- _Rows from a dataset of pages and code_:
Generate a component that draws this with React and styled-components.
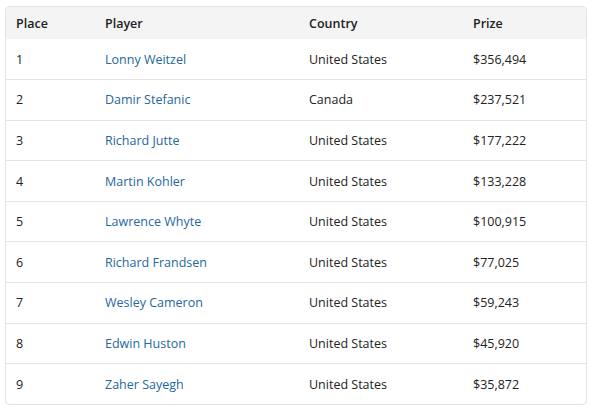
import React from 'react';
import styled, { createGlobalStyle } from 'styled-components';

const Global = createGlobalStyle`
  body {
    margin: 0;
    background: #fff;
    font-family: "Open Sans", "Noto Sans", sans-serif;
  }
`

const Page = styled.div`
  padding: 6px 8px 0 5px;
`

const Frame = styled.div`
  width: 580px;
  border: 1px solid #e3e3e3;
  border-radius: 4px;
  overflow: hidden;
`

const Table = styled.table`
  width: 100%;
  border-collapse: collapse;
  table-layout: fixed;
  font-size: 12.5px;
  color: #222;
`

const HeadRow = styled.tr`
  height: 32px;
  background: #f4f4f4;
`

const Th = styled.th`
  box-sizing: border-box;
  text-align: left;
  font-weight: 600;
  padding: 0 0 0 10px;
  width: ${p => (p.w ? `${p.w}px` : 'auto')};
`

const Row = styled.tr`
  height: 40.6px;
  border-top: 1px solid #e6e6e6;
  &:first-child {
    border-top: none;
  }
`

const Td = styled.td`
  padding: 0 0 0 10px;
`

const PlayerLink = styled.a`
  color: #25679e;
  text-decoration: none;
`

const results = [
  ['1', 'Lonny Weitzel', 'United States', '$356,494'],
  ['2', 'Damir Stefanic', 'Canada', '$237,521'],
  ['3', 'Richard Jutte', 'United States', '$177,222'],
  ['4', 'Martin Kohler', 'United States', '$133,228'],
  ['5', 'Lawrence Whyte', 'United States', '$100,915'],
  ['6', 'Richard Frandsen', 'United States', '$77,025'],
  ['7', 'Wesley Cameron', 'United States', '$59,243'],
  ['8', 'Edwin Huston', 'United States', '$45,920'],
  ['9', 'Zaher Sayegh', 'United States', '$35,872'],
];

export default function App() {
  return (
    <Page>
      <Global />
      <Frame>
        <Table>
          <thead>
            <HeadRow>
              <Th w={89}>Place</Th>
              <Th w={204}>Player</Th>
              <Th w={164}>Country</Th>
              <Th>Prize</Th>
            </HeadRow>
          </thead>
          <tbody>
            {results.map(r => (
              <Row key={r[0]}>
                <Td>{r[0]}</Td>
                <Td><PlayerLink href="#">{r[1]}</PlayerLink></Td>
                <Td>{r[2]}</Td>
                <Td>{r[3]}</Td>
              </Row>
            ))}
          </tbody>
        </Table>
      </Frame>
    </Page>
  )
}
...
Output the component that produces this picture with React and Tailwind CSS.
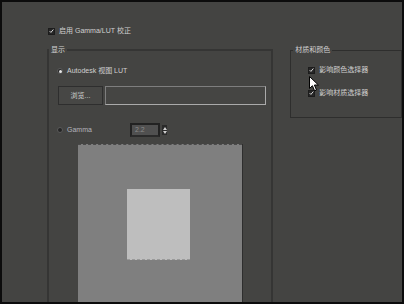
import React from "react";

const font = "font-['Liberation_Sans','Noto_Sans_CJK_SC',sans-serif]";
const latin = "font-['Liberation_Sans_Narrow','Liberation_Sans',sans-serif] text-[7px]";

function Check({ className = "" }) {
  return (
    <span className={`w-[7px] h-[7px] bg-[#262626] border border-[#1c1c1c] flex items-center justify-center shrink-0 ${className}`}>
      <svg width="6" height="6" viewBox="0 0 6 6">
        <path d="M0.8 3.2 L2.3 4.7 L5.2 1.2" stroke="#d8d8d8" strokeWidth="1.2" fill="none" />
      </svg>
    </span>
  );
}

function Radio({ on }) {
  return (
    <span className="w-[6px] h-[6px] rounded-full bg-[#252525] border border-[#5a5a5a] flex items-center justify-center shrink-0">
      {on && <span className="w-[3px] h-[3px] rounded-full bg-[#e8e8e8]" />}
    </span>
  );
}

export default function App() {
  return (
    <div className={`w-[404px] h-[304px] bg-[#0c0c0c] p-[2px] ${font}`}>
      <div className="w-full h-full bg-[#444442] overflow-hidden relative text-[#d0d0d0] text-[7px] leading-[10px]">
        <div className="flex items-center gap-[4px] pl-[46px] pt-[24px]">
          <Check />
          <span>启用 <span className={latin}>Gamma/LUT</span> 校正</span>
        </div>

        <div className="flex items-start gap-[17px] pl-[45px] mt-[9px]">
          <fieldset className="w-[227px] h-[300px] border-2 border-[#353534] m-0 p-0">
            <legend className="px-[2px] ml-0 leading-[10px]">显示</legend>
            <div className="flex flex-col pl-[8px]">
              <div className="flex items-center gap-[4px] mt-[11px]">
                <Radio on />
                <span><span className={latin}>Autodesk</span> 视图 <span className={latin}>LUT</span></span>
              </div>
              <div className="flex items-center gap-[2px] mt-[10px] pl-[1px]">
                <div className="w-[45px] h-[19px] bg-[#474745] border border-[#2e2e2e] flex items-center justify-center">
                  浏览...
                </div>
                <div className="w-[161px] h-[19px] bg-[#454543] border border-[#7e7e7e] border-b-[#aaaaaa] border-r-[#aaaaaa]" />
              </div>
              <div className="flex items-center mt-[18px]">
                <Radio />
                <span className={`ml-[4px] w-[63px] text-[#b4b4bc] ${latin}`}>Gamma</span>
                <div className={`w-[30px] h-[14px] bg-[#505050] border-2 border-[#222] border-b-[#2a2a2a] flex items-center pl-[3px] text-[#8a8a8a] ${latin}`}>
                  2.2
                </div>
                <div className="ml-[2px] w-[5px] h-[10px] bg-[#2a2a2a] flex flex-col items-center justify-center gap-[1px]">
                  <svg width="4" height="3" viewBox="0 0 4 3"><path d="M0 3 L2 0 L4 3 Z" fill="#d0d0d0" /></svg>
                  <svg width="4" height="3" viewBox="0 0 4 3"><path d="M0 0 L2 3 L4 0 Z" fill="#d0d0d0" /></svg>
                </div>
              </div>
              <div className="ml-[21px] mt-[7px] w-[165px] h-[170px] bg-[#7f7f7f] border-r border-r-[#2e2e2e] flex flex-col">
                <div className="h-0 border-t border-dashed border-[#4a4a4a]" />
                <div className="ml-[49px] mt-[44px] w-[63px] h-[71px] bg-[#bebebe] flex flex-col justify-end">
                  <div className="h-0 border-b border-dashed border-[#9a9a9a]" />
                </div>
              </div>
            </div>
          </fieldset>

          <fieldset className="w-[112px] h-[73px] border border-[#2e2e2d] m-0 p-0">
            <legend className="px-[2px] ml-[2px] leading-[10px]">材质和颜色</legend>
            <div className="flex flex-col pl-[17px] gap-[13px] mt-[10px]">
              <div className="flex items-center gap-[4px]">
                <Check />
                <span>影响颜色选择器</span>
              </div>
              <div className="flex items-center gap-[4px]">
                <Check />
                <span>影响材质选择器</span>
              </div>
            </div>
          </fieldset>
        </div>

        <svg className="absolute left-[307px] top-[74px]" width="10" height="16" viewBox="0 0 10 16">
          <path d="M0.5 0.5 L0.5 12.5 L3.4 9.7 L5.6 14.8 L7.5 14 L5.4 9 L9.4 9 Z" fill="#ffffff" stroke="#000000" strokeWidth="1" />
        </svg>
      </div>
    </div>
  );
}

- _REQUIRED TASK_: Extract every line above containing the word "React".

- _EXERCISE SOLUTION_:
Generate a component that draws this with React and styled-components.
import React from 'react';
Output the component that produces this picture with React and Tailwind CSS.
import React from "react";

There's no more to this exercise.